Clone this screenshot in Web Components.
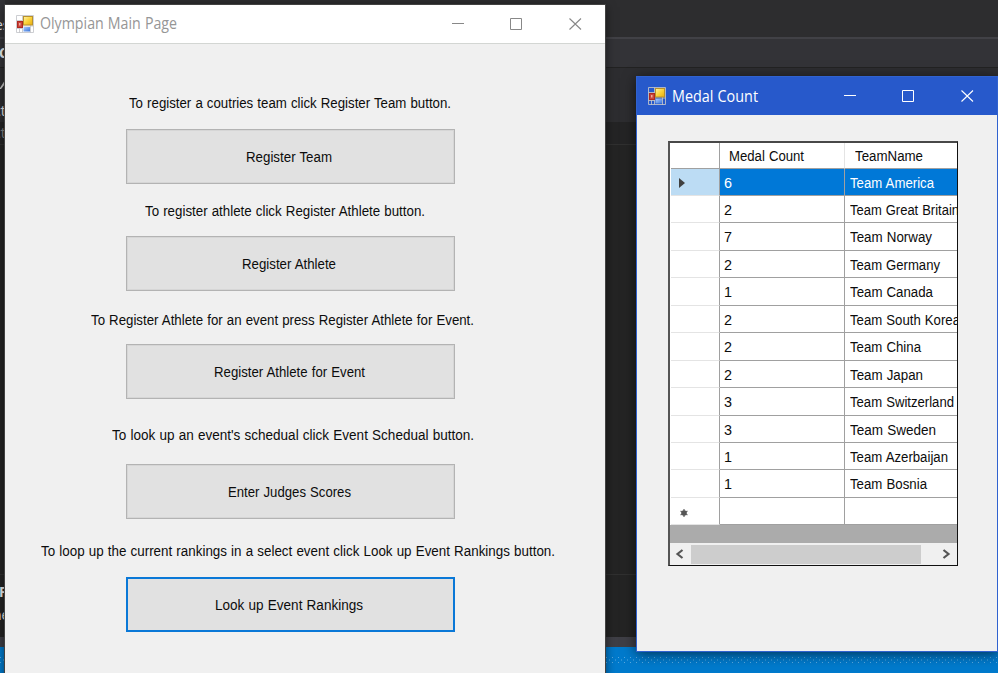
<!DOCTYPE html>
<html lang="en">
<head>
<meta charset="utf-8">
<title>Olympian</title>
<style>
html,body{margin:0;width:998px;height:673px;overflow:hidden;background:#252526}
body{font-family:"Liberation Sans",Arial,sans-serif;font-size:15.5px;color:#0c0c0c}
</style>
</head>
<body>
<desk-top>
  <ide-backdrop></ide-backdrop>
  <form-window class="main" caption="Olympian Main Page" cap-width="137">
    <menu-step gap="48" indent="124" width="322" label="To register a coutries team click Register Team button." button="Register Team" bw="86" bgap="17"></menu-step>
    <menu-step gap="16" indent="140" width="280" label="To register athlete click Register Athlete button." button="Register Athlete" bw="94" bgap="16"></menu-step>
    <menu-step gap="18" indent="86" width="383" label="To Register Athlete for an event press Register Athlete for Event." button="Register Athlete for Event" bw="151" bgap="15"></menu-step>
    <menu-step gap="25" indent="107" width="362" label="To look up an event's schedual click Event Schedual button." button="Enter Judges Scores" bw="123" bgap="20"></menu-step>
    <menu-step gap="21" indent="36" width="514" label="To loop up the current rankings in a select event click Look up Event Rankings button." button="Look up Event Rankings" bw="148" bgap="17" focused></menu-step>
  </form-window>
  <form-window class="medals" active caption="Medal Count" cap-width="86">
    <medal-grid></medal-grid>
  </form-window>
</desk-top>
<script>
const define = (name, html, init) => customElements.define(name, class extends HTMLElement {
  connectedCallback() {
    if (this.shadowRoot) return;
    this.attachShadow({mode: "open"}).innerHTML = typeof html === "function" ? html(this) : html;
    if (init) init(this);
  }
});

/* One line of text condensed horizontally to the given width. */
define("fit-text", `<style>:host{display:block;white-space:pre;line-height:18px}span{display:inline-block;transform-origin:0 0;word-spacing:.5px}</style><span></span>`, el => {
  const s = el.shadowRoot.querySelector("span");
  s.textContent = el.getAttribute("text");
  const w = +el.getAttribute("width");
  if (w) {
    const own = s.getBoundingClientRect().width;
    s.style.transform = `scaleX(${w / own})`;
    s.style.marginRight = w - own + "px";
  }
});

define("desk-top", `<style>
:host{display:block;position:relative;width:998px;height:673px;overflow:hidden}
::slotted(.main){position:absolute;left:5px;top:5px;width:600px;height:680px;box-shadow:0 0 0 1px #414141,0 2px 10px #0009}
::slotted(.medals){position:absolute;left:636px;top:76px;width:362px;height:576px;box-shadow:0 2px 12px #0009}
</style><slot></slot>`);

define("ide-backdrop", `<style>
:host{display:flex;flex-direction:column;width:998px;height:673px;color:#eee;font:14px/18px "Open Sans",sans-serif}
div{box-sizing:border-box;overflow:hidden;flex:none;white-space:nowrap}
.a{height:37px;background:linear-gradient(90deg,#333337 5px,#2d2d2f 5px);padding-top:16px}
.b{height:31px;background:#333337;border-top:2px solid #414146;border-bottom:1px solid #222;font-weight:bold;padding-top:5px}
.c{height:54px;background:#2d2d30;padding-top:10px}
.d{height:23px;background:#242425;border-bottom:1px solid #303030;color:#888;padding-top:2px}
.e{height:429px;background:#242424}
.f{height:63px;background:#242424;border-top:1px solid #303030;padding-top:8px}
.g{height:10px;background:#3f3f46}
.h{height:26px;background:#007acc;padding-top:10px}
svg{display:block}
.t{display:block;width:12px}
</style>
<div class="a"><span class="t" style="text-indent:-5px">es</span></div><div class="b"><span class="t" style="text-indent:-1px">C</span></div>
<div class="c"><svg width="5" height="11"><path d="M0 10L5 2V6L1 11H0Z" fill="#c8c8c8"/></svg><span class="t" style="margin-top:13px;text-indent:-6px">ct</span></div>
<div class="d"><span class="t" style="text-indent:-6px">ct</span></div><div class="e"></div>
<div class="f"><b class="t" style="text-indent:-1px">F</b><span class="t" style="margin-top:5px;text-indent:-7px">ne</span></div><div class="g"></div>
<div class="h"><svg width="998" height="6"><defs><pattern id="p" width="6" height="6" patternUnits="userSpaceOnUse"><path d="M0 0h1v1h-1zM3 2.500h1v1h-1zM0 5h1v1h-1z" fill="#59a8de"/></pattern></defs><rect width="998" height="6" fill="url(#p)"/></svg></div>`);

define("form-icon", `<style>:host{display:block;width:18px;height:18px}svg{display:block}</style>
<svg width="18" height="18" viewBox="0 0 18 18"><defs>
<linearGradient id="y" x2="1" y2="1"><stop stop-color="#fff3a8"/><stop offset=".5" stop-color="#fbd33a"/><stop offset="1" stop-color="#e8ac10"/></linearGradient>
<linearGradient id="b" x2="1" y2="1"><stop stop-color="#a9cbff"/><stop offset="1" stop-color="#3973d8"/></linearGradient></defs>
<path d="M.5.5h17v17H.5zM.5 5.500h6M.5 13.500h6M7 11h10.500M6.500.5v17M14.500 10v8M3.500 13v5" fill="none" stroke="#c4c6ca" stroke-opacity=".85"/>
<rect x="1.500" y="6.500" width="5" height="6" fill="#c9443a" stroke="#b0281f"/><rect x="3" y="8" width="1.500" height="2.500" fill="#f0a99c"/>
<rect x="7.500" y="1.500" width="9" height="8.500" fill="url(#y)" stroke="#b8912c"/>
<rect x="7.500" y="12" width="6.500" height="4.500" fill="url(#b)"/></svg>`);

define("form-window", el => {
  const on = el.hasAttribute("active");
  return `<style>
:host{display:flex;flex-direction:column;box-sizing:border-box;background:#f0f0f0;${on ? "border:1px solid #3062cf;" : ""}}
header{display:flex;align-items:center;box-sizing:border-box;flex:none;height:${on ? 38 : 39}px;padding-left:11px;background:${on ? "#2759cb" : "#fff"};color:${on ? "#fff" : "#969696"};${on ? "" : "border-bottom:1px solid #d3d6d3;"}}
fit-text{font:16px/20px "Open Sans","Noto Sans",sans-serif;line-height:20px;margin:0 0 ${on ? 1 : 2}px 6px;flex:1}
svg{display:block;flex:none;margin-right:23px}
main{display:block;flex:1}
</style><header><form-icon></form-icon><fit-text text="${el.getAttribute("caption")}" width="${el.getAttribute("cap-width")}"></fit-text>
<svg width="130" height="12" viewBox="0 0 130 12" fill="none" stroke="${on ? "#fff" : "#888"}"><path d="M0 5.500H12M58.500.5H69.500V11.500H58.500Z"/><path d="M117.500.5L129 11.500M129 .5L117.500 11.500" stroke-width="1.100"/></svg></header><main><slot></slot></main>`;
});

define("menu-step", el => {
  const a = n => el.getAttribute(n), f = el.hasAttribute("focused");
  return `<style>
:host{display:block;padding-top:${a("gap")}px}
.label{padding:2px 0 0 ${a("indent")}px}
button{display:flex;box-sizing:border-box;align-items:center;justify-content:center;width:329px;height:55px;margin:${a("bgap")}px 0 0 121px;padding:0 3px 0 0;border:${f ? "2px solid #0a78d7" : "1px solid #b3b3b3"};${f ? "" : "box-shadow:inset 0 0 0 1px #d6d6d6;"}border-radius:0;background:#e1e1e1;color:inherit;font:inherit}
</style><fit-text class="label" text="${a("label")}" width="${a("width")}"></fit-text><button><fit-text text="${a("button")}" width="${a("bw")}"></fit-text></button>`;
});

const teams = [[6,"America",84],[2,"Great Britain",109],[7,"Norway",82],[2,"Germany",90],[1,"Canada",83],[2,"South Korea",110],[2,"China",71],[2,"Japan",73],[3,"Switzerland",104],[3,"Sweden",86],[1,"Azerbaijan",98],[1,"Bosnia",77]];
define("medal-grid", () => `<style>
:host{display:flex;flex-direction:column;box-sizing:border-box;width:290px;height:425px;margin:26px 0 0 31px;border:solid;border-width:2px 1px 1px 2px;border-color:#484848 #111 #111 #555;background:#ababab;overflow:hidden}
.row{display:grid;grid-template-columns:50px 125px 1fr;flex:none;height:27.460px;background:#fff}
.row>*{box-sizing:border-box;border-right:1px solid #a0a0a0;border-bottom:1px solid #a0a0a0;padding:5px 0 0 5px;overflow:hidden;min-width:0}
.row>:nth-child(2){padding-left:4px}
.row>:last-child{border-right:0}
.row>:first-child{border-bottom-color:#e4e4e4;margin-left:1px;padding:8px 0 0 7px}
.head{height:25.500px}
.head>*{padding:4px 0 0 9px!important;border-bottom-color:#a0a0a0!important}
.head>:nth-child(2){border-right-color:#e4e4e4}
.head>:nth-child(3){padding-left:10px!important}
.sel>*{background:#0078d7;color:#fff}.sel>:first-child{background:#bcdcf4}
.bar{display:flex;align-items:center;box-sizing:border-box;flex:none;height:22px;margin-top:auto;background:#f0f0f0;padding-left:5px}
.thumb{width:230px;height:19px;background:#cdcdcd;margin:0 21px 0 7px}
svg{display:block}
</style>
<div class="row head"><span></span><fit-text text="Medal Count" width="75"></fit-text><fit-text text="TeamName" width="68"></fit-text></div>
${teams.map(([n,t,w],i)=>`<div class="row${i?"":" sel"}"><span>${i?"":`<svg width="8" height="12"><path d="M1 1L7 6L1 11Z" fill="#404040"/></svg>`}</span><fit-text text="${n}" width="8"></fit-text><fit-text text="Team ${t}" width="${w}"></fit-text></div>`).join("")}
<div class="row"><span style="padding:11px 0 0 9px"><svg width="8" height="8" stroke="#707070" stroke-width="1.300"><path d="M4 0v8M.5 2l7 4M.5 6l7-4"/><circle cx="4" cy="4" r="2.800" fill="#555" stroke="none"/></svg></span><span></span><span></span></div>
<div class="bar"><svg width="9" height="10" fill="none" stroke="#555" stroke-width="2.200"><path d="M7.500 1L2.500 5L7.500 9"/></svg><div class="thumb"></div><svg width="9" height="10" fill="none" stroke="#555" stroke-width="2.200"><path d="M1.500 1L6.500 5L1.500 9"/></svg></div>`);
</script>
</body>
</html>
◆ ◆ ◆ ◆ ◆
**Work to be completed**
From the data, pick out every line that includes "this".

**Task answer**
Clone this screenshot in Web Components.
    if (this.shadowRoot) return;
    this.attachShadow({mode: "open"}).innerHTML = typeof html === "function" ? html(this) : html;
    if (init) init(this);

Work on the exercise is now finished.